— Exercise description —
Sort through the data and copy the lines holding the word "components".
==== Source data ====
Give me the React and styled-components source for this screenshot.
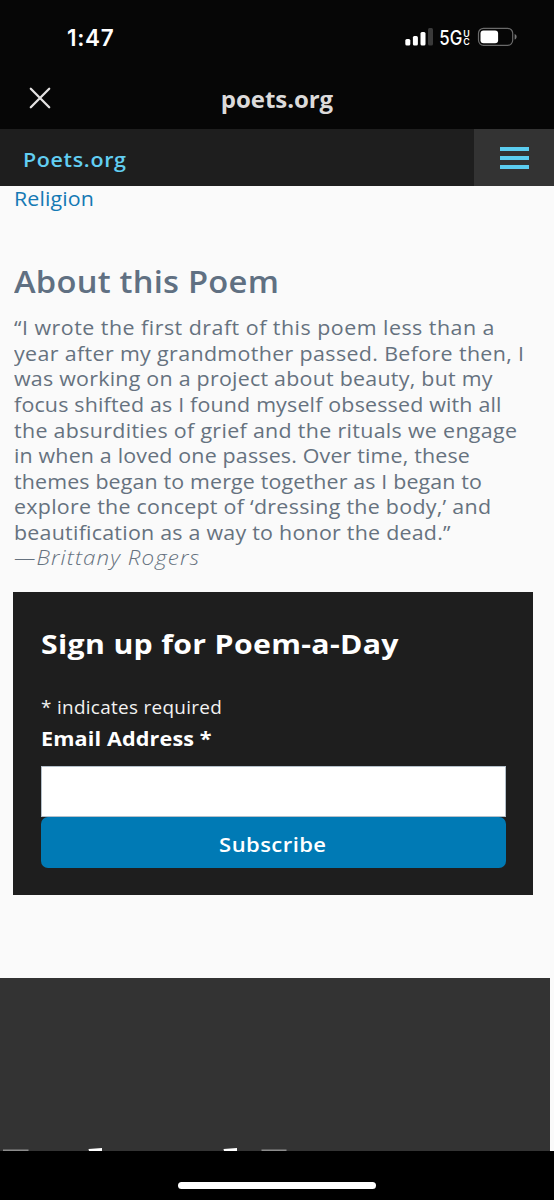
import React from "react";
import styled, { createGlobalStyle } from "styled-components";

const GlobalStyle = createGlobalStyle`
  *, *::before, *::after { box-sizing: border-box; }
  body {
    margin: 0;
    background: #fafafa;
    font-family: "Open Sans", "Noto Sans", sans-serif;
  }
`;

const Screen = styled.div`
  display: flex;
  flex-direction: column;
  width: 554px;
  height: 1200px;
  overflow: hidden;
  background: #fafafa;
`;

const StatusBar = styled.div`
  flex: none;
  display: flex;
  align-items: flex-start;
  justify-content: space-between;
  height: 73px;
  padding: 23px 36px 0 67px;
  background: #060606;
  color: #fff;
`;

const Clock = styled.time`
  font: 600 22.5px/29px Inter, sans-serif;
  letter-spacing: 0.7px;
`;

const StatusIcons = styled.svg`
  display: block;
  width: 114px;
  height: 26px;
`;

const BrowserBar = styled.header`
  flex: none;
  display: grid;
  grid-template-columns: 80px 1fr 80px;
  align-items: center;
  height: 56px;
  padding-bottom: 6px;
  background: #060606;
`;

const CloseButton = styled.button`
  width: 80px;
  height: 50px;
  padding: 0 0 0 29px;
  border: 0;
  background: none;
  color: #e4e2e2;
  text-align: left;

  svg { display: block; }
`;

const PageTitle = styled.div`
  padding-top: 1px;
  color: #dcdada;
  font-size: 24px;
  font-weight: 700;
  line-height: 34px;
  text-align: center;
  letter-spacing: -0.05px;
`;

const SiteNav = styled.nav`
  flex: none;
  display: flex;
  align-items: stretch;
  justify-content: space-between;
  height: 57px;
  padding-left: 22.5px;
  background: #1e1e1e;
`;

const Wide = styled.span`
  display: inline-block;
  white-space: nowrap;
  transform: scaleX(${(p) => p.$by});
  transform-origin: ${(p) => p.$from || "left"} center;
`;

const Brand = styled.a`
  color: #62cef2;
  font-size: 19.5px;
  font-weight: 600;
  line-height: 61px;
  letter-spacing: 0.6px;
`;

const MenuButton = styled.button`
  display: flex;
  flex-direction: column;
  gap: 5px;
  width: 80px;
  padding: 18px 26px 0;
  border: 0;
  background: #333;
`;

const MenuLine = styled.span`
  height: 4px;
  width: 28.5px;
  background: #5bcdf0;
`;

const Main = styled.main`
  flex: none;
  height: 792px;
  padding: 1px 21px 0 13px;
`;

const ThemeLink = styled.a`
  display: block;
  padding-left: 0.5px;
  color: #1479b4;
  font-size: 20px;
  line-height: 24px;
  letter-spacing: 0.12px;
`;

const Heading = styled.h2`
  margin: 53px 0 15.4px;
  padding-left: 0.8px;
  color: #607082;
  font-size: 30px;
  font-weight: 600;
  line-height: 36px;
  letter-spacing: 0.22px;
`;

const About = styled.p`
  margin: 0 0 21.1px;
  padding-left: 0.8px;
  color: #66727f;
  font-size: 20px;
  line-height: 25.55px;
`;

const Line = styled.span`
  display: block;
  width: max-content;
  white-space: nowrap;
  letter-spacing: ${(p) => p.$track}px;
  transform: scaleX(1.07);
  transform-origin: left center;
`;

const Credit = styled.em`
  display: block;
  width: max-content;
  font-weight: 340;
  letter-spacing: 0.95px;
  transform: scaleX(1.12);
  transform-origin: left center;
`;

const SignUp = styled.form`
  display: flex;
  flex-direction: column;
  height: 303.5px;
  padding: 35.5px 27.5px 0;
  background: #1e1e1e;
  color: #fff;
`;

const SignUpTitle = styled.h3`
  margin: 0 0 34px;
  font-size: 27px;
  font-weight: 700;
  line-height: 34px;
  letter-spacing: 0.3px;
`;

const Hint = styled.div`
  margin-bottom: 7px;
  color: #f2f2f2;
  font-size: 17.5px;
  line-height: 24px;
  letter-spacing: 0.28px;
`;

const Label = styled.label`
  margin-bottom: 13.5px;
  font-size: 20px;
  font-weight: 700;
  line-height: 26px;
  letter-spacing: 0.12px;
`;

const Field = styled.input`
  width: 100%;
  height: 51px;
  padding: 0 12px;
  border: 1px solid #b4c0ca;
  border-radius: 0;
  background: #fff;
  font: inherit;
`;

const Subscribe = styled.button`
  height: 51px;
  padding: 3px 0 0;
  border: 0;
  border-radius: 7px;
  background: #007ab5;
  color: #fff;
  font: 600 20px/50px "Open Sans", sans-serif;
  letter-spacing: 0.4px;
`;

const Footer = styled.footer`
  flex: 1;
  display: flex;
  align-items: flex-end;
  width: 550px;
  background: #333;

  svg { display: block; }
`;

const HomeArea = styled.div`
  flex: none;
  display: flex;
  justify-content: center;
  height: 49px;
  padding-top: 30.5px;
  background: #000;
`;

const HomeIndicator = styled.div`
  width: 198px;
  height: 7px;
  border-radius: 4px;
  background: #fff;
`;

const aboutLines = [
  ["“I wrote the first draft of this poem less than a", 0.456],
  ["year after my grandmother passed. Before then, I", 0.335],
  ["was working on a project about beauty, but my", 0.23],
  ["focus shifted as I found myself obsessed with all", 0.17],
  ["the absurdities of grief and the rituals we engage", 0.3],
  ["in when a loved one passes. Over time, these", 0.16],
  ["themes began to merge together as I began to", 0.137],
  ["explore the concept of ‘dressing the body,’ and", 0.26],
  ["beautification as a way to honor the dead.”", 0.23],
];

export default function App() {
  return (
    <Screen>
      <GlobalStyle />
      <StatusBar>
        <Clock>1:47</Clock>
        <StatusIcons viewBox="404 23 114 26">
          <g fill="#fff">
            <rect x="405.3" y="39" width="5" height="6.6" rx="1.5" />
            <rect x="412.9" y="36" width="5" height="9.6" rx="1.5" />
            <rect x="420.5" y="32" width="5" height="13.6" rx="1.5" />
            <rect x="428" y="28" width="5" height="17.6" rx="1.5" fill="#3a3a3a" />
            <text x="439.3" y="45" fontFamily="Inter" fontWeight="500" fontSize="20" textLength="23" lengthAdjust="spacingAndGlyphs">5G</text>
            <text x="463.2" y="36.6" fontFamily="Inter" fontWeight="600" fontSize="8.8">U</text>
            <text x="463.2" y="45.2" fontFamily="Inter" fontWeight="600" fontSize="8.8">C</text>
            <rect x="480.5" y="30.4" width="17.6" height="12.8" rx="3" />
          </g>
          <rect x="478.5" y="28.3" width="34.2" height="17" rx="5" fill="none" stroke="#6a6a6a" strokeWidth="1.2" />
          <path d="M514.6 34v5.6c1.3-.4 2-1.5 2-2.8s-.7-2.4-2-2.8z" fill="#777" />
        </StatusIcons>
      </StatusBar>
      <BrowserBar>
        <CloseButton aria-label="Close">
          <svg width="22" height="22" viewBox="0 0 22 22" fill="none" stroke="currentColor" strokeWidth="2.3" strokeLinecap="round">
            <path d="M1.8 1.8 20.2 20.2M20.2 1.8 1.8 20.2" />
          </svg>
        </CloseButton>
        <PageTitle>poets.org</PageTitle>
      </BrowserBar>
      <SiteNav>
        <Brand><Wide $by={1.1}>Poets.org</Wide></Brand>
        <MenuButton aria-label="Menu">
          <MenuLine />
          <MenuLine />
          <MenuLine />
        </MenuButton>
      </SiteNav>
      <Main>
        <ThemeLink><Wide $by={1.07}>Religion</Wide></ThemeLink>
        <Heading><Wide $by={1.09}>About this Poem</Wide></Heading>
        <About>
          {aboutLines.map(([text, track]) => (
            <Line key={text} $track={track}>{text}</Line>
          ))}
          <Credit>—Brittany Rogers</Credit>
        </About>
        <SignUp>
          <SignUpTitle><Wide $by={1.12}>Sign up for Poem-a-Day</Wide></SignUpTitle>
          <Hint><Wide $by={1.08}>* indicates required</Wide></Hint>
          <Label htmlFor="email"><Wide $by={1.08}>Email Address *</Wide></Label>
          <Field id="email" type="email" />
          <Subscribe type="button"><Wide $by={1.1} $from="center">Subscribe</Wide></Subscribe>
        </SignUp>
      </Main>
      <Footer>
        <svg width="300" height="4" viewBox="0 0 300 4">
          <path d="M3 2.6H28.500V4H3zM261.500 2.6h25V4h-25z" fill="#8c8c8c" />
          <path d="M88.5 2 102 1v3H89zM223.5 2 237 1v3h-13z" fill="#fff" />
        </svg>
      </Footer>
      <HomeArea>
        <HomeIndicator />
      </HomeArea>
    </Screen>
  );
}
====
— Right answer —
Give me the React and styled-components source for this screenshot.
import styled, { createGlobalStyle } from "styled-components";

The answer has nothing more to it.